Typical transmission and drivetrain SOP tasks suited to VR

  • Bearing fitment and pre-load awareness
  • Torque-controlled fastener sequences
  • Synchroniser and gear-set positioning checks
  • Seal and gasket installation procedures
  • Lubrication and fluid-path awareness
  • Housing closure and alignment steps
  • End-of-line inspection and defect escalation

Because VR can be repeated as often as needed, it gives new starters and cross-trained operators a safer way to build competence before they move onto live assemblies.

Reducing training time without lowering standards

One of the biggest pressures in automotive manufacturing is the need to train people quickly while still protecting quality. Traditional onboarding can be heavily dependent on line availability and experienced supervisors. That can slow down learning and make standardisation difficult, especially when product complexity is high.

VR helps by allowing trainees to build familiarity before they touch real components. They can rehearse the layout, the order of operations, the quality gates, and the common errors in a controlled setting. By the time they step into a live production area, they already understand the logic of the task.

This can support:

  1. Faster onboarding of new assembly staff
  2. More consistent process training across teams
  3. Less dependence on live-line training time
  4. Improved retention of complex assembly steps
  5. Reduced risk of avoidable rework during early-stage learning

Why SOP-based immersion works

In a drivetrain environment, quality depends on repeatable behaviour. Training is most effective when it mirrors real workflow rather than presenting abstract theory. A strong VR module can guide a trainee from pre-task checks through staged sub-assembly, tool selection, sequence execution, and final verification.

That matters because drivetrain assembly is rarely a single-action job.

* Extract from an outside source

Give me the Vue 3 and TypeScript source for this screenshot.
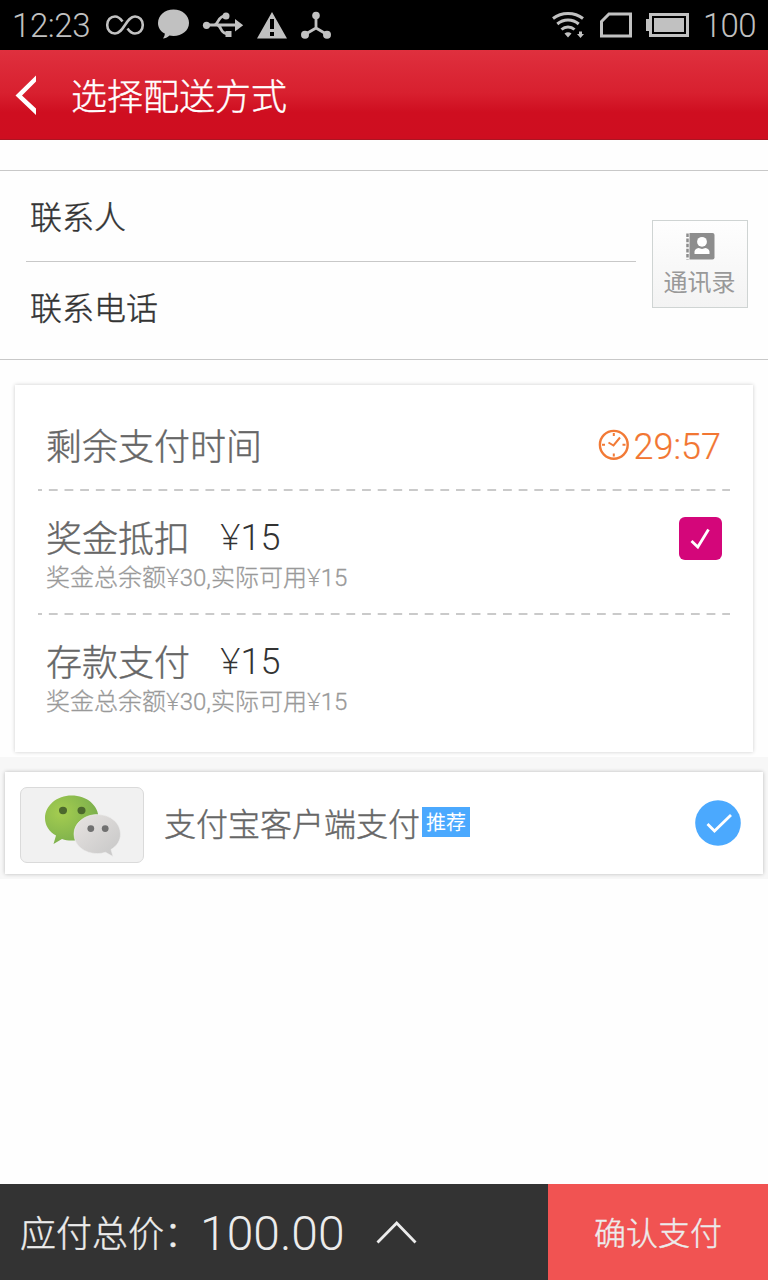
<script setup lang="ts">
import { ref } from 'vue'

interface PayRow {
  label: string
  amount: string
  note: string[]
  checkable: boolean
}

const fields: string[] = ['联系人', '联系电话']
const rows: PayRow[] = [
  { label: '奖金抵扣', amount: '15', note: ['奖金总余额', '30,实际可用', '15'], checkable: true },
  { label: '存款支付', amount: '15', note: ['奖金总余额', '30,实际可用', '15'], checkable: false },
]
const useBonus = ref(true)
</script>

<template>
  <div class="screen">
    <div class="status">
      <span class="clock">12:23</span>
      <svg class="ic" width="230" height="50" viewBox="104 0 230 50">
        <g fill="none" stroke="#c1c1c1">
          <path d="M122.500 21.500C120 18 117.500 16.500 115 16.500C110.500 16.500 107.200 20.300 107.200 25C107.200 29.700 110.500 33.500 115 33.500C124 33.500 126 16.500 135 16.500C139.500 16.500 142.800 20.300 142.800 25C142.800 29.700 139.500 33.500 135 33.500C132.500 33.500 130 32 127.500 28.500" stroke-width="2.600" />
          <path d="M206 25H236M214 25C219 25 217 15.500 227 15.500M217 25C222 25 219 34 229 34" stroke-width="2.800" />
          <path d="M316 16V29M316 28L305 34.500M316 28L327 34.500" stroke-width="2.800" />
        </g>
        <g fill="#c1c1c1">
          <path d="M173.500 9.500C182.500 9.500 189 15.500 189 23C189 30.500 182 36 173.500 36C172 36 170.500 35.800 169.500 35.500C167.500 37.500 165 38.500 163 38.500C164 37 164.800 35.500 164.800 33.500C160.500 31.500 158 27.500 158 23C158 15.500 164.500 9.500 173.500 9.500Z" />
          <circle cx="206.500" cy="25.300" r="3.600" />
          <circle cx="226" cy="16" r="3.500" />
          <path d="M235 19L243.200 25.200L235 31.500ZM225.500 31H231.500V37H225.500Z" />
          <path fill-rule="evenodd" d="M272 12L287 38.500H257ZM270 19V29H274V19ZM270 32V36H274V32Z" />
          <circle cx="316" cy="15.500" r="3.800" />
          <circle cx="305" cy="34.700" r="4" />
          <circle cx="327" cy="34.700" r="4" />
        </g>
      </svg>
      <svg class="ic right" width="144" height="50" viewBox="550 0 144 50">
        <g fill="none" stroke="#c1c1c1" stroke-width="3">
          <path d="M553 18.500C561.500 11.800 574.500 11.800 583 18.500" />
          <path d="M557.300 24C563.500 18.700 572.500 18.700 578.700 24" />
          <path d="M561.500 29.500C565.300 26 570.700 26 574.500 29.500" />
          <path d="M601.500 21.500L609 14H630.500V36H601.500Z" />
          <path d="M650.500 14.500H687.500V35.500H650.500Z" />
        </g>
        <g fill="#c1c1c1">
          <path d="M564.500 33.500Q568 31 571.500 33.500L568 37.500ZM579 31.500H582V34H584L580.500 38L577 34H579ZM654 18H684V32H654ZM646 19H649V31H646Z" />
        </g>
      </svg>
      <span class="level">100</span>
    </div>

    <header class="bar">
      <svg class="back" width="24" height="42" viewBox="14 74 24 42">
        <path d="M36 75.500V81.500L22 95.500L36 108.500V115L15.500 95.500Z" fill="#fff" />
      </svg>
      <h1 class="cjk">选择配送方式</h1>
    </header>

    <section class="contact">
      <div class="fields">
        <div v-for="f in fields" :key="f" class="field cjk">{{ f }}</div>
      </div>
      <button class="book">
        <svg width="30" height="28" viewBox="684 232 30 28">
          <path d="M688.500 233H711.500Q713.500 233 713.500 235V257.500Q713.500 259.500 711.500 259.500H688.500Z" fill="#8d8d8d" />
          <path d="M686.500 233.500V259.500" stroke="#8d8d8d" stroke-width="2.500" stroke-dasharray="3.600 1.500" />
          <circle cx="701" cy="241.800" r="4.900" fill="#fff" />
          <path d="M693.500 254V251.500Q694 248.800 697.500 248L701 249L704.500 248Q708 248.800 708.500 251.500V254Z" fill="#fff" />
        </svg>
        <span>通讯录</span>
      </button>
    </section>

    <section class="card">
      <div class="time">
        <span class="label cjk">剩余支付时间</span>
        <svg width="32" height="32" viewBox="598 429 32 32" fill="none" stroke="#f27a36">
          <circle cx="613.800" cy="444.800" r="13.900" stroke-width="2.400" />
          <path d="M608.500 442.500L613.500 445.500L620 437.500" stroke-width="2" />
          <path d="M613.800 433V436M613.800 453.500V456.500M602 444.800H605M622.500 444.800H625.500" stroke-width="2" />
        </svg>
        <span class="count">29:57</span>
      </div>
      <template v-for="r in rows" :key="r.label">
        <svg class="dash" width="692" height="2" viewBox="0 0 692 2">
          <path d="M0 1H692" stroke="#cacaca" stroke-width="2" stroke-dasharray="8.800 6.860" stroke-dashoffset="4.800" />
        </svg>
        <div class="row">
          <div>
            <div class="main"><span class="label cjk">{{ r.label }}</span><span class="amount"><span class="yen">¥</span>{{ r.amount }}</span></div>
            <div class="note"><template v-for="(part, i) in r.note" :key="i"><span v-if="i > 0" class="yen">¥</span>{{ part }}</template></div>
          </div>
          <button v-if="r.checkable" class="check" @click="useBonus = !useBonus">
            <svg v-if="useBonus" width="43" height="43" viewBox="679 517 43 43">
              <path d="M691.500 541L697.800 547L708.500 529.500" fill="none" stroke="#fff" stroke-width="2.800" />
            </svg>
          </button>
        </div>
      </template>
    </section>

    <section class="strip">
      <div class="method">
        <div class="logo">
          <svg width="78" height="64" viewBox="44 794 78 64">
            <defs>
              <radialGradient id="green" cx=".3" cy=".35" r=".75">
                <stop offset="0" stop-color="#a5cd50" />
                <stop offset="1" stop-color="#78ad4c" />
              </radialGradient>
              <linearGradient id="grey" x1="0" y1="0" x2="1" y2="1">
                <stop offset="0" stop-color="#e8e4e2" />
                <stop offset="1" stop-color="#c6c6c6" />
              </linearGradient>
            </defs>
            <path d="M71.500 795.500C87 795.500 98.500 805.500 98.500 818C98.500 831 87 840.500 71.500 840.500C68 840.500 65 840 62 839L53.500 844L56 835.500C49 831.500 45 825.500 45 818C45 805.500 57 795.500 71.500 795.500Z" fill="url(#green)" />
            <path d="M97.500 814.500C110.500 814.500 120.500 823 120.500 834C120.500 840.500 117 846 111 849.500L113 856.500L105.500 852.300C103 853.200 100 853.600 97.500 853.600C84.500 853.600 74 845.500 74 834C74 823 84.500 814.500 97.500 814.500Z" fill="url(#grey)" stroke="#efefef" stroke-width=".6" />
            <g fill="#4c682d"><ellipse cx="63" cy="810.500" rx="4" ry="3.700" /><ellipse cx="81.500" cy="810.500" rx="4" ry="3.700" /></g>
            <g fill="#707070"><circle cx="90.800" cy="828.600" r="3.400" /><circle cx="105.200" cy="828.600" r="3.400" /></g>
          </svg>
        </div>
        <span class="name cjk">支付宝客户端支付</span>
        <span class="tag">推荐</span>
        <svg class="on" width="46" height="46" viewBox="695 800 46 46">
          <circle cx="718" cy="823" r="22.800" fill="#4ba9fe" />
          <path d="M707.500 824L714.500 831L731 815" fill="none" stroke="#fff" stroke-width="2.800" />
        </svg>
      </div>
    </section>

    <footer class="foot">
      <div class="total">
        <span class="cap cjk">应付总价：</span><span class="sum">100.00</span>
        <svg width="42" height="26" viewBox="376 1219 42 26">
          <path d="M377.500 1242.500L396.700 1223L415.500 1242.500" fill="none" stroke="#ececec" stroke-width="2.800" />
        </svg>
      </div>
      <button class="confirm cjk"><span>确认支付</span></button>
    </footer>
  </div>
</template>

<style>
body { margin: 0; }
</style>

<style scoped>
.screen {
  width: 768px;
  height: 1280px;
  display: flex;
  flex-direction: column;
  overflow: hidden;
  background: #fefefe;
  font-family: Roboto, "Noto Sans CJK SC", sans-serif;
  font-weight: 300;
}
.screen * { box-sizing: border-box; }
.cjk { -webkit-text-stroke: .4px currentColor; }
.yen { font-family: "Open Sans", "Noto Sans", sans-serif; line-height: 1; }
svg { display: block; flex: none; }
button { border: 0; padding: 0; margin: 0; font: inherit; color: inherit; background: none; }
.status {
  height: 50px;
  flex: none;
  display: flex;
  background: #000;
  color: #c1c1c1;
  font-size: 33px;
  line-height: 52px;
  letter-spacing: -.4px;
}
.clock { width: 92px; padding-left: 12px; margin-right: 12px; white-space: nowrap; }
.ic.right { margin-left: auto; }
.level { width: 74px; padding-left: 9px; letter-spacing: -.7px; }
.bar {
  height: 90px;
  flex: none;
  display: flex;
  background: linear-gradient(#df303e 0, #d8202f 48%, #cf0e20 70%, #ce0e20 100%);
  border-bottom: 1px solid #ab1522;
  color: #fff;
}
.back { margin: 24px 0 0 14px; }
h1 { margin: 0 0 0 33px; font-size: 36px; font-weight: 300; line-height: 96px; }
.contact {
  height: 190px;
  margin-top: 30px;
  flex: none;
  display: flex;
  border-top: 1px solid #c8c8c8;
  border-bottom: 1px solid #c8c8c8;
  color: #333;
}
.fields { width: 610px; margin-left: 26px; }
.field { height: 91px; padding-left: 4px; font-size: 32px; line-height: 95px; }
.field:first-child { border-bottom: 1px solid #c8c8c8; }
.book {
  width: 96px;
  height: 88px;
  margin: 49px 0 0 16px;
  display: flex;
  flex-direction: column;
  align-items: center;
  padding: 11px 1px 0 0;
  border: 1px solid #cfd4d3;
  background: linear-gradient(#fefefe, #f3f3f3);
  color: #999;
  font-size: 24px;
  font-weight: 400;
  line-height: 46px;
}
.card {
  width: 738px;
  height: 367px;
  margin: 25px 0 0 15px;
  flex: none;
  background: #fff;
  box-shadow: 0 0 4px rgba(0, 0, 0, .2);
}
.time { height: 104px; display: flex; padding: 0 32px 0 31px; }
.time svg { margin: 44px 4px 0 auto; }
.label { font-size: 36px; color: #666; }
.time .label { line-height: 126px; }
.count { font-size: 36px; line-height: 124px; color: #f27632; -webkit-text-stroke: .2px currentColor; }
.dash { margin-left: 23px; }
.row { height: 122px; display: flex; justify-content: space-between; padding: 0 31px; }
.main { height: 73px; display: flex; font-size: 36px; line-height: 95px; }
.main .label { line-height: 98px; }
.amount { margin-left: 30px; color: #333; }
.note { font-size: 24px; line-height: 28px; color: #999; -webkit-text-stroke: .3px currentColor; }
.check { width: 43px; height: 43px; margin-top: 26px; border-radius: 6px; background: #d4067a; }
.strip { height: 122px; margin-top: 5px; flex: none; padding: 15px 5px 0; background: #f7f7f7; }
.method {
  height: 102px;
  display: flex;
  background: #fff;
  box-shadow: 0 0 4px rgba(0, 0, 0, .24);
}
.logo {
  width: 124px;
  height: 76px;
  margin: 15px 20px 0 15px;
  padding: 6px 0 0 23px;
  border: 1px solid #dadada;
  border-radius: 7px;
  background: #f1f1f1;
}
.name { font-size: 32px; line-height: 106px; color: #666; }
.tag {
  width: 48px;
  height: 30px;
  margin: 35px 0 0 2px;
  background: #4ba9fe;
  color: #fff;
  font-size: 20px;
  font-weight: 400;
  line-height: 33px;
  text-align: center;
}
.on { margin: 28px 22px 0 auto; }
.foot { height: 96px; margin-top: auto; flex: none; display: flex; color: #ececec; }
.total { width: 548px; display: flex; padding-left: 20px; background: #333; line-height: 99px; }
.cap { width: 180px; font-size: 36px; line-height: 102px; }
.sum { width: 176px; font-size: 48px; }
.total svg { margin-top: 35px; }
.confirm { width: 220px; background: #f15352; font-size: 32px; line-height: 96px; padding-top: 2px; }
</style>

It is a chain of dependent actions. If one step is performed badly or out of order, the whole assembly can be compromised. VR makes those dependencies easier to understand because trainees can see the process unfold and experience the consequences of errors in context.

Why bespoke solutions matter

No two manufacturers assemble transmissions or drivetrains in exactly the same way. Component architecture, workholding, torque tools, pass criteria, terminology, and internal certification requirements all vary. Generic training content may help with broad awareness, but it will not normally reflect the realities of a particular line.

Spark Emerging Technologies develops bespoke VR training solutions tailored to each client’s real procedures. That means a drivetrain module can be built around your exact SOPs, your sequence logic, your station layout, your tooling, and your scoring framework. For automotive businesses, that is what turns immersive learning into a practical operational tool rather than a one-size-fits-all demonstration.

The business case for VR in drivetrain assembly

Immersive training is particularly attractive in environments where mistakes are costly and access to physical training setups is limited. Rather than using valuable production time to teach every basic step repeatedly, manufacturers can shift part of that learning into VR and reserve live supervision for refinement and sign-off.

That can help organisations reduce training friction while still maintaining process discipline. It also supports refresher training when procedures change, new variants are introduced, or quality issues need to be addressed consistently across multiple teams.

Conclusion

Transmission and drivetrain assembly is too complex to leave training to chance. SOP adherence, precision, and quality awareness all matter, and they matter from the very first stage of learning. Virtual reality offers manufacturers a way to prepare people more effectively before they enter live production.

When built around real assembly steps, VR can reduce training time, improve confidence, and help standardise performance across the workforce. For complex automotive sub-assembly lines, that makes it an increasingly valuable part of the training toolkit.